The birth of the selfless manager

The extreme, personal ambition of the late 90s has dropped significantly as business people reevaluate what's important. Triggered by the events of Sept. 11, two years of harsh economic forces in business as well as family pressures, executives and managers are re-calibrating the intensity of their drive.

Two years ago, 69 percent of executives and managers considered themselves extremely ambitious in their professional lives, based on a survey NFI Research conducted among senior executives and managers in more than 1,000 companies worldwide. Today, only 40 percent consider themselves extremely ambitious.

This is a fundamental shift in attitude, which could have a profound effect on business as people begin to balance their lives more holistically, bringing a different perspective to the workplace.

Though the reasons vary, many say they are re-allocating their time and energy on what matters to them now. This is consistent with other findings of NFI Research, which show that the majority of managers feel that the work-life situation of people in business is unbalanced.

"A few years back, my drive was very high," said one survey respondent. "I'm not sure if it's burnout, family commitments, satisfaction with my current position, or being near the top of the ladder that has slowed the ambition level, but it definitely is not what it used to be."

Many respondents repeated parts of this sentiment, highlighting work, economic or family situations.

"In the last two years, I have been marginalized to the point that I have lost any ambition for my present job," said one. Said the 56-year-old CEO of a small company: "The recession makes me feel like a boxer who knows he's losing in the twelfth round." Said another: "The decline of ambition is less the wisdom of age and diminishment of expectations than it is weariness of the battle both within the firm and in the face of external forces."

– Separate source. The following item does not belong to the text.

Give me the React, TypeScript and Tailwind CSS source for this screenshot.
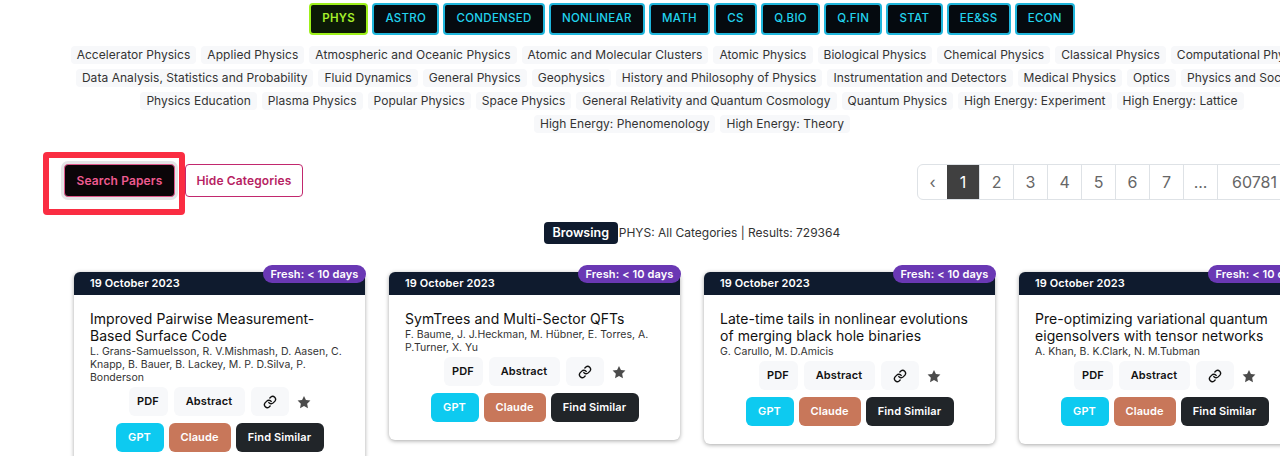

Market forces from customers also are decreasing drive. Said one respondent: "The constant push by our customers for cost reductions makes it harder to be as ambitious as we were two years ago. A continuing struggling economy is also a factor."

Internal company politics also was a consistent theme from executives: "I have become disillusioned with my role in corporate America; too much politics and not enough reward for value given," said one.

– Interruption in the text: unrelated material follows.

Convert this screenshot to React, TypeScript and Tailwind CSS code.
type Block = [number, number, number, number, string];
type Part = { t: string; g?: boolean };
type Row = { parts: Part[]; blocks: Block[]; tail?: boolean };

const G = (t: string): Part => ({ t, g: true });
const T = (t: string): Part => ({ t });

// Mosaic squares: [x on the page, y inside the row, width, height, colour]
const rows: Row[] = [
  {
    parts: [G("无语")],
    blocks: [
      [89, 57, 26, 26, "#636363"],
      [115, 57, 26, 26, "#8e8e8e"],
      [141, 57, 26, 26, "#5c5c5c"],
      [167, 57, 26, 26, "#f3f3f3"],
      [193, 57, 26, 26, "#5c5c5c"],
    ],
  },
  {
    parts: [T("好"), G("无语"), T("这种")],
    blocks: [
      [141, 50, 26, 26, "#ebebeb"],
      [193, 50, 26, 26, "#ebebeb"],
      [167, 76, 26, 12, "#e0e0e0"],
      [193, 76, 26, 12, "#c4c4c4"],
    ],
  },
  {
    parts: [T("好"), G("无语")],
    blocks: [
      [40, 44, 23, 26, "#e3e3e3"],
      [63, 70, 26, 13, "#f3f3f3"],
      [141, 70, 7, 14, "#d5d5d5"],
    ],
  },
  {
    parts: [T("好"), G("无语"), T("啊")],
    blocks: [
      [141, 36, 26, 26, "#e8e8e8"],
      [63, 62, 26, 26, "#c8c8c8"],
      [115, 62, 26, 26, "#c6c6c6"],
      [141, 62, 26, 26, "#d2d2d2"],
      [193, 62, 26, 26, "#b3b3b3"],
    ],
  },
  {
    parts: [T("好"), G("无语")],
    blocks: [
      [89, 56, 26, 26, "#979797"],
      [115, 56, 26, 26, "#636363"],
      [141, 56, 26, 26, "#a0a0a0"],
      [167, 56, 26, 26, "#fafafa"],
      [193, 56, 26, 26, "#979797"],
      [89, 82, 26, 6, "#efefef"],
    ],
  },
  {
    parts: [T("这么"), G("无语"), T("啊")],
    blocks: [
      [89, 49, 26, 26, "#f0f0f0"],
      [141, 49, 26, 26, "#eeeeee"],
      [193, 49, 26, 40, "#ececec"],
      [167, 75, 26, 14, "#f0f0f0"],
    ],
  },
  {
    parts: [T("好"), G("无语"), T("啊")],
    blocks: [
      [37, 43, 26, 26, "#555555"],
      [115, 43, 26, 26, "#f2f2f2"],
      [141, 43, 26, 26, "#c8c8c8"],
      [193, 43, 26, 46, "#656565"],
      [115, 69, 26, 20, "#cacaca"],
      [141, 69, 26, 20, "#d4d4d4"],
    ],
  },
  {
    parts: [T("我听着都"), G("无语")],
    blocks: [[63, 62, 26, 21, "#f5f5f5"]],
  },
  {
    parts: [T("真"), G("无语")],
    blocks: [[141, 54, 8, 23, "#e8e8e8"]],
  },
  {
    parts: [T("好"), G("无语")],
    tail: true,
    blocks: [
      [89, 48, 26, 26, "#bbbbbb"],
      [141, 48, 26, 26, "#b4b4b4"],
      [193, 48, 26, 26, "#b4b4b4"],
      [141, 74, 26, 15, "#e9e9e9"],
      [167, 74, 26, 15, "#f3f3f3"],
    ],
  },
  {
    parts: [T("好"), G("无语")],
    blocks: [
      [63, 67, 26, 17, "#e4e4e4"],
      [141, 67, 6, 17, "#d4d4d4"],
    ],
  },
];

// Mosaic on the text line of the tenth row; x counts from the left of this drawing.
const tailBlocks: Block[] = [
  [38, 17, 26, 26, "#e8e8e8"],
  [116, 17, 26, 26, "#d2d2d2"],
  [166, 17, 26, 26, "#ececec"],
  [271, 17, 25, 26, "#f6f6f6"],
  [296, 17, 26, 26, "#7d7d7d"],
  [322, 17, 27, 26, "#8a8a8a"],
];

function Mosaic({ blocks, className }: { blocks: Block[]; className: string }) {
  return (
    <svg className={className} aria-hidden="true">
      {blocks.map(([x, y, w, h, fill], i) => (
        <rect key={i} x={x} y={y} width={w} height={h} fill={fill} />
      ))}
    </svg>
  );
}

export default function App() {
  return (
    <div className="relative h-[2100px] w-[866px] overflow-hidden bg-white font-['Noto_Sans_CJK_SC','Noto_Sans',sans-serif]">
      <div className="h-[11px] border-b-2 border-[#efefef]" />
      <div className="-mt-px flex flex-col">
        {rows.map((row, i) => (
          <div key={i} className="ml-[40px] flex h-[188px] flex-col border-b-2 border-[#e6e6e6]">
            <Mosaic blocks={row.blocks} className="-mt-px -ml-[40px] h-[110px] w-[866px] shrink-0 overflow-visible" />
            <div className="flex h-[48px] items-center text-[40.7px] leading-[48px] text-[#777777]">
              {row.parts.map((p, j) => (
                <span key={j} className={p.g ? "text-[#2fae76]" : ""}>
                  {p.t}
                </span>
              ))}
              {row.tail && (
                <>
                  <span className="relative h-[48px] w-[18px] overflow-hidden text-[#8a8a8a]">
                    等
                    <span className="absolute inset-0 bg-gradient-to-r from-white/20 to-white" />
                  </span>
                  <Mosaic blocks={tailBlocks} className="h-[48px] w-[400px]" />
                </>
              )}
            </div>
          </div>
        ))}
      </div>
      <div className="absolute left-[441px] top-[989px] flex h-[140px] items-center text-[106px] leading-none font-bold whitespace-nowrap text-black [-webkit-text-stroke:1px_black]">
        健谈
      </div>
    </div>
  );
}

"My ambition is now tempered by the increased level of stress, chaos and uncertainty in the workplace," said another.

It's All About the Family

However, the most common reason cited for a drop in ambition centers around family life. "Family and personal life have taken on a greater significance, particularly in light of Sept. 11," said one manager.

"Having a child took a lot of the drive out of my ambition," said another. "It opened my eyes to what is truly important in my life. Those above me work 24/7 and the politics are fierce. I don't find the game attractive anymore. I get more satisfaction out of 'Green Eggs and Ham.'"

The irony is that a dramatic decrease in work ambition can actually improve business. Executives and managers who better balance their work-family life will bring to their job a healthier and broader perspective. A personally balanced view from the top also can help trickle down to the troops the idea that a more balanced life is okay.

Efficiency can increase, as managers push more for project execution so they can get home sooner. "As my kids get older, I am more willing to prioritize my projects at work to spend time with them," said one manager.

This re-prioritization of work and home life coupled with the death of the extreme work ambition of the past will give birth to a new kind of ambition. Rather than the intense, self-centered ambition of the late 90s, there will be new, balanced, leaders with a more external viewpoint.

These people will rise steadily and consistently through the ranks, helping others along the way, repeatedly doing what feels right for the business in the most efficient manner. Promotions will be only natural, though never sought after. Welcome to the age of the selfless manager, where the mantra will be: "It's about them, it's not about me."